▼
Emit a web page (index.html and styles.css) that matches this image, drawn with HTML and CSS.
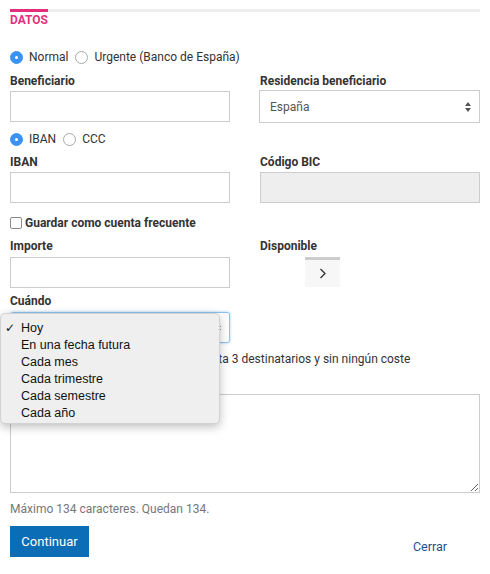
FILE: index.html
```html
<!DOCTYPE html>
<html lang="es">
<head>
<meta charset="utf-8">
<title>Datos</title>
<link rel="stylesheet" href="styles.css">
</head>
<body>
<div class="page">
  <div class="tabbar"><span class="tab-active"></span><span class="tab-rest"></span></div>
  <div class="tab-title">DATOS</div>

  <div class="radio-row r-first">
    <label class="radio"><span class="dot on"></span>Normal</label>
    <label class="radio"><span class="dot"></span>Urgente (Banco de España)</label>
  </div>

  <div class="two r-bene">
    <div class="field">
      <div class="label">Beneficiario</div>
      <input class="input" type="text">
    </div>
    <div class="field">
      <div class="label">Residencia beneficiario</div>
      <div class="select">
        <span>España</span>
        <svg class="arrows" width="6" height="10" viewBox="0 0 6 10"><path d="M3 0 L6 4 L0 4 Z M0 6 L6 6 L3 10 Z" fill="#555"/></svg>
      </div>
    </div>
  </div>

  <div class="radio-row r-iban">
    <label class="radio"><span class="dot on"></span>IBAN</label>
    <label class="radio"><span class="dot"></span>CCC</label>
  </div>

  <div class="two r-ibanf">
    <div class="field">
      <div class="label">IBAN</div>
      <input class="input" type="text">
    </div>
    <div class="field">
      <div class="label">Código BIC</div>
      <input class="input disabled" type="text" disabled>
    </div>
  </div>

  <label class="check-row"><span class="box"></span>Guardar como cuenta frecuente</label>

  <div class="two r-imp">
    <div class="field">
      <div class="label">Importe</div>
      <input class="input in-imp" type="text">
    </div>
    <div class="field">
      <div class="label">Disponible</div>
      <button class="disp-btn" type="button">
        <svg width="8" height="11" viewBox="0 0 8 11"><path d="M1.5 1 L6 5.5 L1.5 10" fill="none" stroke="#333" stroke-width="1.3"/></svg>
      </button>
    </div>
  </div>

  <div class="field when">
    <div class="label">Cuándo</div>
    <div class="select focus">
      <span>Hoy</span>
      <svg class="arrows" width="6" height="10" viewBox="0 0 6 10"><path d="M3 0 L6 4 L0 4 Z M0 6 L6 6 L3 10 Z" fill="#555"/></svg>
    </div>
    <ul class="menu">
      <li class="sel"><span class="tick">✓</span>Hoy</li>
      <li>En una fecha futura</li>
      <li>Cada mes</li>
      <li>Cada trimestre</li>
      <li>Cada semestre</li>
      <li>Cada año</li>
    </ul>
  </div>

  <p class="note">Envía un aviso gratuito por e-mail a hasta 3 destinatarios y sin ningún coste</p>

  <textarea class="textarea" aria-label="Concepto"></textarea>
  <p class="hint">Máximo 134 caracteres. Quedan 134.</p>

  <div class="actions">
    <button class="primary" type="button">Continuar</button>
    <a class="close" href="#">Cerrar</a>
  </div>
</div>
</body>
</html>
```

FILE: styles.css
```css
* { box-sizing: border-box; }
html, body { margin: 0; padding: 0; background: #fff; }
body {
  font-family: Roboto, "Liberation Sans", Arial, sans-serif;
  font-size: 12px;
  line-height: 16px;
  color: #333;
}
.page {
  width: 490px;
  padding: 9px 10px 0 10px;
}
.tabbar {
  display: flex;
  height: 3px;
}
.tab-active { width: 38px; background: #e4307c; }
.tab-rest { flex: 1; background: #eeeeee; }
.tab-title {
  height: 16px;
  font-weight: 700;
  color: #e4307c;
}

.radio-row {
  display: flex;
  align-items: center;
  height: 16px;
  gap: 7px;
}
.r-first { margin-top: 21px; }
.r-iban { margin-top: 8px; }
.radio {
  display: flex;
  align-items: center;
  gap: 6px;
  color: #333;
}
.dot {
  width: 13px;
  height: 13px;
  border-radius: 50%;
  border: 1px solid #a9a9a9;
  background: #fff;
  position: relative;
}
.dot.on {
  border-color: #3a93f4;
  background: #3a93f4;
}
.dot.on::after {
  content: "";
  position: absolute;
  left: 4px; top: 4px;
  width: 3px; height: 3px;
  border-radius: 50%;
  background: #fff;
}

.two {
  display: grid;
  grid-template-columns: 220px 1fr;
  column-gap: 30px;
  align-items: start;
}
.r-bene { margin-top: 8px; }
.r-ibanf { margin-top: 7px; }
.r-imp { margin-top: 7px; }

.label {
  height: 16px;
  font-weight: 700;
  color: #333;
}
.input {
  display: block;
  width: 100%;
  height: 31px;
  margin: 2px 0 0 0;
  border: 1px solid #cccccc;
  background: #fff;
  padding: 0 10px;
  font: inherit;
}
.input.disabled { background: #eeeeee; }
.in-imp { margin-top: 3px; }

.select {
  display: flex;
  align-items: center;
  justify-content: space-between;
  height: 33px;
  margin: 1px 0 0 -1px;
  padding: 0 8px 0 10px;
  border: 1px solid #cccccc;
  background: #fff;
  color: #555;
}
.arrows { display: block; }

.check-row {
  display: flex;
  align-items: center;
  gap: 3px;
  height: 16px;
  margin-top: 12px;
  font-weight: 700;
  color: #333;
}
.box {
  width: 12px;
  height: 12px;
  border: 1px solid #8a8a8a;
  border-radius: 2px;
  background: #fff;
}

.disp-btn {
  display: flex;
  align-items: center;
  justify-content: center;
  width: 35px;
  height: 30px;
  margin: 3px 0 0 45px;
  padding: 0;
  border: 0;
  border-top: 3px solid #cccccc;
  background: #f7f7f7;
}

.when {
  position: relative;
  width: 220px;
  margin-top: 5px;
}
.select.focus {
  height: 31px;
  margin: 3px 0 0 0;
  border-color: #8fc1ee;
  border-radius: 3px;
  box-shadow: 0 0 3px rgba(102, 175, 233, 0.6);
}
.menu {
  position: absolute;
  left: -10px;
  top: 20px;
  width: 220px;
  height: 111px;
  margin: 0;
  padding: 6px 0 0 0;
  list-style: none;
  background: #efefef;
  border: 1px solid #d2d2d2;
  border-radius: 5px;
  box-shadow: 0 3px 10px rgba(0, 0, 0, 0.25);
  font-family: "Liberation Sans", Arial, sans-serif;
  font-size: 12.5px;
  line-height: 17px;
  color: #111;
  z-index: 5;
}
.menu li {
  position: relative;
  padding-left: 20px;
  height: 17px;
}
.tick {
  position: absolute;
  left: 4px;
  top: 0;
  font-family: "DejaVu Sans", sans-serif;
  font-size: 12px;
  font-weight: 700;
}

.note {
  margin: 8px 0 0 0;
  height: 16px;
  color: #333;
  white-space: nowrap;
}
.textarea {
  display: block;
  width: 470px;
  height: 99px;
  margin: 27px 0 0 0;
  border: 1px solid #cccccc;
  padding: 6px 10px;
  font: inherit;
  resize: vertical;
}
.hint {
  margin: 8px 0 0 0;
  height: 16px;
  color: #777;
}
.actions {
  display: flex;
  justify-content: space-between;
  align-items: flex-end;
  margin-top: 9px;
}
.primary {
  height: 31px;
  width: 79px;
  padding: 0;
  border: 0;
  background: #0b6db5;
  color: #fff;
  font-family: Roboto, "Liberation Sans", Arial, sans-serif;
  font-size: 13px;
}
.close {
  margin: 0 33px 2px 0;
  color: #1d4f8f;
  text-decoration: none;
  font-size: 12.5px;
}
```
▲
WORK REQUIRED — Retype everything in the material word for word, minus pictures.

WORKED SOLUTION —
Emit a web page (index.html and styles.css) that matches this image, drawn with HTML and CSS.
FILE: index.html
```html
<!DOCTYPE html>
<html lang="es">
<head>
<meta charset="utf-8">
<title>Datos</title>
<link rel="stylesheet" href="styles.css">
</head>
<body>
<div class="page">
  <div class="tabbar"><span class="tab-active"></span><span class="tab-rest"></span></div>
  <div class="tab-title">DATOS</div>

  <div class="radio-row r-first">
    <label class="radio"><span class="dot on"></span>Normal</label>
    <label class="radio"><span class="dot"></span>Urgente (Banco de España)</label>
  </div>

  <div class="two r-bene">
    <div class="field">
      <div class="label">Beneficiario</div>
      <input class="input" type="text">
    </div>
    <div class="field">
      <div class="label">Residencia beneficiario</div>
      <div class="select">
        <span>España</span>
        <svg class="arrows" width="6" height="10" viewBox="0 0 6 10"><path d="M3 0 L6 4 L0 4 Z M0 6 L6 6 L3 10 Z" fill="#555"/></svg>
      </div>
    </div>
  </div>

  <div class="radio-row r-iban">
    <label class="radio"><span class="dot on"></span>IBAN</label>
    <label class="radio"><span class="dot"></span>CCC</label>
  </div>

  <div class="two r-ibanf">
    <div class="field">
      <div class="label">IBAN</div>
      <input class="input" type="text">
    </div>
    <div class="field">
      <div class="label">Código BIC</div>
      <input class="input disabled" type="text" disabled>
    </div>
  </div>

  <label class="check-row"><span class="box"></span>Guardar como cuenta frecuente</label>

  <div class="two r-imp">
    <div class="field">
      <div class="label">Importe</div>
      <input class="input in-imp" type="text">
    </div>
    <div class="field">
      <div class="label">Disponible</div>
      <button class="disp-btn" type="button">
        <svg width="8" height="11" viewBox="0 0 8 11"><path d="M1.5 1 L6 5.5 L1.5 10" fill="none" stroke="#333" stroke-width="1.3"/></svg>
      </button>
    </div>
  </div>

  <div class="field when">
    <div class="label">Cuándo</div>
    <div class="select focus">
      <span>Hoy</span>
      <svg class="arrows" width="6" height="10" viewBox="0 0 6 10"><path d="M3 0 L6 4 L0 4 Z M0 6 L6 6 L3 10 Z" fill="#555"/></svg>
    </div>
    <ul class="menu">
      <li class="sel"><span class="tick">✓</span>Hoy</li>
      <li>En una fecha futura</li>
      <li>Cada mes</li>
      <li>Cada trimestre</li>
      <li>Cada semestre</li>
      <li>Cada año</li>
    </ul>
  </div>

  <p class="note">Envía un aviso gratuito por e-mail a hasta 3 destinatarios y sin ningún coste</p>

  <textarea class="textarea" aria-label="Concepto"></textarea>
  <p class="hint">Máximo 134 caracteres. Quedan 134.</p>

  <div class="actions">
    <button class="primary" type="button">Continuar</button>
    <a class="close" href="#">Cerrar</a>
  </div>
</div>
</body>
</html>
```

FILE: styles.css
```css
* { box-sizing: border-box; }
html, body { margin: 0; padding: 0; background: #fff; }
body {
  font-family: Roboto, "Liberation Sans", Arial, sans-serif;
  font-size: 12px;
  line-height: 16px;
  color: #333;
}
.page {
  width: 490px;
  padding: 9px 10px 0 10px;
}
.tabbar {
  display: flex;
  height: 3px;
}
.tab-active { width: 38px; background: #e4307c; }
.tab-rest { flex: 1; background: #eeeeee; }
.tab-title {
  height: 16px;
  font-weight: 700;
  color: #e4307c;
}

.radio-row {
  display: flex;
  align-items: center;
  height: 16px;
  gap: 7px;
}
.r-first { margin-top: 21px; }
.r-iban { margin-top: 8px; }
.radio {
  display: flex;
  align-items: center;
  gap: 6px;
  color: #333;
}
.dot {
  width: 13px;
  height: 13px;
  border-radius: 50%;
  border: 1px solid #a9a9a9;
  background: #fff;
  position: relative;
}
.dot.on {
  border-color: #3a93f4;
  background: #3a93f4;
}
.dot.on::after {
  content: "";
  position: absolute;
  left: 4px; top: 4px;
  width: 3px; height: 3px;
  border-radius: 50%;
  background: #fff;
}

.two {
  display: grid;
  grid-template-columns: 220px 1fr;
  column-gap: 30px;
  align-items: start;
}
.r-bene { margin-top: 8px; }
.r-ibanf { margin-top: 7px; }
.r-imp { margin-top: 7px; }

.label {
  height: 16px;
  font-weight: 700;
  color: #333;
}
.input {
  display: block;
  width: 100%;
  height: 31px;
  margin: 2px 0 0 0;
  border: 1px solid #cccccc;
  background: #fff;
  padding: 0 10px;
  font: inherit;
}
.input.disabled { background: #eeeeee; }
.in-imp { margin-top: 3px; }

.select {
  display: flex;
  align-items: center;
  justify-content: space-between;
  height: 33px;
  margin: 1px 0 0 -1px;
  padding: 0 8px 0 10px;
  border: 1px solid #cccccc;
  background: #fff;
  color: #555;
}
.arrows { display: block; }

.check-row {
  display: flex;
  align-items: center;
  gap: 3px;
  height: 16px;
  margin-top: 12px;
  font-weight: 700;
  color: #333;
}
.box {
  width: 12px;
  height: 12px;
  border: 1px solid #8a8a8a;
  border-radius: 2px;
  background: #fff;
}

.disp-btn {
  display: flex;
  align-items: center;
  justify-content: center;
  width: 35px;
  height: 30px;
  margin: 3px 0 0 45px;
  padding: 0;
  border: 0;
  border-top: 3px solid #cccccc;
  background: #f7f7f7;
}

.when {
  position: relative;
  width: 220px;
  margin-top: 5px;
}
.select.focus {
  height: 31px;
  margin: 3px 0 0 0;
  border-color: #8fc1ee;
  border-radius: 3px;
  box-shadow: 0 0 3px rgba(102, 175, 233, 0.6);
}
.menu {
  position: absolute;
  left: -10px;
  top: 20px;
  width: 220px;
  height: 111px;
  margin: 0;
  padding: 6px 0 0 0;
  list-style: none;
  background: #efefef;
  border: 1px solid #d2d2d2;
  border-radius: 5px;
  box-shadow: 0 3px 10px rgba(0, 0, 0, 0.25);
  font-family: "Liberation Sans", Arial, sans-serif;
  font-size: 12.5px;
  line-height: 17px;
  color: #111;
  z-index: 5;
}
.menu li {
  position: relative;
  padding-left: 20px;
  height: 17px;
}
.tick {
  position: absolute;
  left: 4px;
  top: 0;
  font-family: "DejaVu Sans", sans-serif;
  font-size: 12px;
  font-weight: 700;
}

.note {
  margin: 8px 0 0 0;
  height: 16px;
  color: #333;
  white-space: nowrap;
}
.textarea {
  display: block;
  width: 470px;
  height: 99px;
  margin: 27px 0 0 0;
  border: 1px solid #cccccc;
  padding: 6px 10px;
  font: inherit;
  resize: vertical;
}
.hint {
  margin: 8px 0 0 0;
  height: 16px;
  color: #777;
}
.actions {
  display: flex;
  justify-content: space-between;
  align-items: flex-end;
  margin-top: 9px;
}
.primary {
  height: 31px;
  width: 79px;
  padding: 0;
  border: 0;
  background: #0b6db5;
  color: #fff;
  font-family: Roboto, "Liberation Sans", Arial, sans-serif;
  font-size: 13px;
}
.close {
  margin: 0 33px 2px 0;
  color: #1d4f8f;
  text-decoration: none;
  font-size: 12.5px;
}
```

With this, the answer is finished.